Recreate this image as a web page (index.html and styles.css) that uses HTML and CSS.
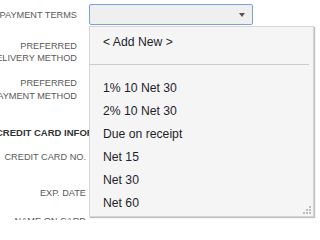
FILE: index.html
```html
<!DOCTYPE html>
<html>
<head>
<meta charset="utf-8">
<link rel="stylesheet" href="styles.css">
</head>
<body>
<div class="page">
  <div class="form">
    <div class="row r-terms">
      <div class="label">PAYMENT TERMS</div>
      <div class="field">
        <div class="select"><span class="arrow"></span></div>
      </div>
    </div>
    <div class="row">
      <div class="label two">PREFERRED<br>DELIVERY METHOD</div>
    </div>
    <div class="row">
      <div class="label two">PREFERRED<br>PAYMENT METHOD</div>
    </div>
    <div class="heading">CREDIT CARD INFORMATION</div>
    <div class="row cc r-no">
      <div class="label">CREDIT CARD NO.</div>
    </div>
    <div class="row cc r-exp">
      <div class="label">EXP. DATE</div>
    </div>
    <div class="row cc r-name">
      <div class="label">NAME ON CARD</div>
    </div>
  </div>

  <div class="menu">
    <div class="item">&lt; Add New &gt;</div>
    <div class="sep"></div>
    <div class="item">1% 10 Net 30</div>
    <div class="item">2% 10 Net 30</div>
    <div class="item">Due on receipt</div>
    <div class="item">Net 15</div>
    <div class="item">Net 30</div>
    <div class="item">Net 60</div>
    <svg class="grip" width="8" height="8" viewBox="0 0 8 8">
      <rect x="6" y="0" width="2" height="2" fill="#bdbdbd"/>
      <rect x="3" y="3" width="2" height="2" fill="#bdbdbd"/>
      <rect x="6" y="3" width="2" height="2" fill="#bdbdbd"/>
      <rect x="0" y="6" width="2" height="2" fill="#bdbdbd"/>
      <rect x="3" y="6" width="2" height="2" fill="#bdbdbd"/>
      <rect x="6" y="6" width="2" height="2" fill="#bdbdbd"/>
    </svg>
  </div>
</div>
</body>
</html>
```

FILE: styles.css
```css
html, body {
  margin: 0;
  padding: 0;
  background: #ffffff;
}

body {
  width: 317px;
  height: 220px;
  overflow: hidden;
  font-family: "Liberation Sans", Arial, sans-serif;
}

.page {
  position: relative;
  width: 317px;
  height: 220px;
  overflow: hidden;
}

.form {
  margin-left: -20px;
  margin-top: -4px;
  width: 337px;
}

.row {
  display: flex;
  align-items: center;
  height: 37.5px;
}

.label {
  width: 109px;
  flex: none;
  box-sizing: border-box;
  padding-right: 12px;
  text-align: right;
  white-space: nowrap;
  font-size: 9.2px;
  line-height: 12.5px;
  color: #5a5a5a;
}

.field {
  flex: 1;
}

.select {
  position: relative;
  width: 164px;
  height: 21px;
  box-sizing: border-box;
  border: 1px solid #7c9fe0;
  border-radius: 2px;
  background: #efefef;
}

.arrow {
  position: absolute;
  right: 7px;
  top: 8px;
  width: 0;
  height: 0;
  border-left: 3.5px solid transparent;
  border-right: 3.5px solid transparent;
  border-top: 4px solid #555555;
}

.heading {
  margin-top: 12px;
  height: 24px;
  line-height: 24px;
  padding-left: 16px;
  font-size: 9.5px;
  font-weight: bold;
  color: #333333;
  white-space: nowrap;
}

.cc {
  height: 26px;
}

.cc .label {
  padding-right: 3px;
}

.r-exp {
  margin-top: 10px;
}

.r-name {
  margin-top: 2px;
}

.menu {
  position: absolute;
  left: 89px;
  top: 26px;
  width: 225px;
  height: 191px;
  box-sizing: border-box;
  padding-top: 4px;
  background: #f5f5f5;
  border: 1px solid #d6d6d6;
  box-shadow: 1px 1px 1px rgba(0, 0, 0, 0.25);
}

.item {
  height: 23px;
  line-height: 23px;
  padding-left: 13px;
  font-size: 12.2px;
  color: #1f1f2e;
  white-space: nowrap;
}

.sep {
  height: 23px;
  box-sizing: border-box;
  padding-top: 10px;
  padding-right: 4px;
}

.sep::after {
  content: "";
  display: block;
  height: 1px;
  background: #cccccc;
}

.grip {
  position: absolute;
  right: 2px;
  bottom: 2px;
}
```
———
_DIRECTION_: Reproduce each line word for word and drop the pictures.

_COMPLETE RESPONSE_:
Recreate this image as a web page (index.html and styles.css) that uses HTML and CSS.
FILE: index.html
```html
<!DOCTYPE html>
<html>
<head>
<meta charset="utf-8">
<link rel="stylesheet" href="styles.css">
</head>
<body>
<div class="page">
  <div class="form">
    <div class="row r-terms">
      <div class="label">PAYMENT TERMS</div>
      <div class="field">
        <div class="select"><span class="arrow"></span></div>
      </div>
    </div>
    <div class="row">
      <div class="label two">PREFERRED<br>DELIVERY METHOD</div>
    </div>
    <div class="row">
      <div class="label two">PREFERRED<br>PAYMENT METHOD</div>
    </div>
    <div class="heading">CREDIT CARD INFORMATION</div>
    <div class="row cc r-no">
      <div class="label">CREDIT CARD NO.</div>
    </div>
    <div class="row cc r-exp">
      <div class="label">EXP. DATE</div>
    </div>
    <div class="row cc r-name">
      <div class="label">NAME ON CARD</div>
    </div>
  </div>

  <div class="menu">
    <div class="item">&lt; Add New &gt;</div>
    <div class="sep"></div>
    <div class="item">1% 10 Net 30</div>
    <div class="item">2% 10 Net 30</div>
    <div class="item">Due on receipt</div>
    <div class="item">Net 15</div>
    <div class="item">Net 30</div>
    <div class="item">Net 60</div>
    <svg class="grip" width="8" height="8" viewBox="0 0 8 8">
      <rect x="6" y="0" width="2" height="2" fill="#bdbdbd"/>
      <rect x="3" y="3" width="2" height="2" fill="#bdbdbd"/>
      <rect x="6" y="3" width="2" height="2" fill="#bdbdbd"/>
      <rect x="0" y="6" width="2" height="2" fill="#bdbdbd"/>
      <rect x="3" y="6" width="2" height="2" fill="#bdbdbd"/>
      <rect x="6" y="6" width="2" height="2" fill="#bdbdbd"/>
    </svg>
  </div>
</div>
</body>
</html>
```

FILE: styles.css
```css
html, body {
  margin: 0;
  padding: 0;
  background: #ffffff;
}

body {
  width: 317px;
  height: 220px;
  overflow: hidden;
  font-family: "Liberation Sans", Arial, sans-serif;
}

.page {
  position: relative;
  width: 317px;
  height: 220px;
  overflow: hidden;
}

.form {
  margin-left: -20px;
  margin-top: -4px;
  width: 337px;
}

.row {
  display: flex;
  align-items: center;
  height: 37.5px;
}

.label {
  width: 109px;
  flex: none;
  box-sizing: border-box;
  padding-right: 12px;
  text-align: right;
  white-space: nowrap;
  font-size: 9.2px;
  line-height: 12.5px;
  color: #5a5a5a;
}

.field {
  flex: 1;
}

.select {
  position: relative;
  width: 164px;
  height: 21px;
  box-sizing: border-box;
  border: 1px solid #7c9fe0;
  border-radius: 2px;
  background: #efefef;
}

.arrow {
  position: absolute;
  right: 7px;
  top: 8px;
  width: 0;
  height: 0;
  border-left: 3.5px solid transparent;
  border-right: 3.5px solid transparent;
  border-top: 4px solid #555555;
}

.heading {
  margin-top: 12px;
  height: 24px;
  line-height: 24px;
  padding-left: 16px;
  font-size: 9.5px;
  font-weight: bold;
  color: #333333;
  white-space: nowrap;
}

.cc {
  height: 26px;
}

.cc .label {
  padding-right: 3px;
}

.r-exp {
  margin-top: 10px;
}

.r-name {
  margin-top: 2px;
}

.menu {
  position: absolute;
  left: 89px;
  top: 26px;
  width: 225px;
  height: 191px;
  box-sizing: border-box;
  padding-top: 4px;
  background: #f5f5f5;
  border: 1px solid #d6d6d6;
  box-shadow: 1px 1px 1px rgba(0, 0, 0, 0.25);
}

.item {
  height: 23px;
  line-height: 23px;
  padding-left: 13px;
  font-size: 12.2px;
  color: #1f1f2e;
  white-space: nowrap;
}

.sep {
  height: 23px;
  box-sizing: border-box;
  padding-top: 10px;
  padding-right: 4px;
}

.sep::after {
  content: "";
  display: block;
  height: 1px;
  background: #cccccc;
}

.grip {
  position: absolute;
  right: 2px;
  bottom: 2px;
}
```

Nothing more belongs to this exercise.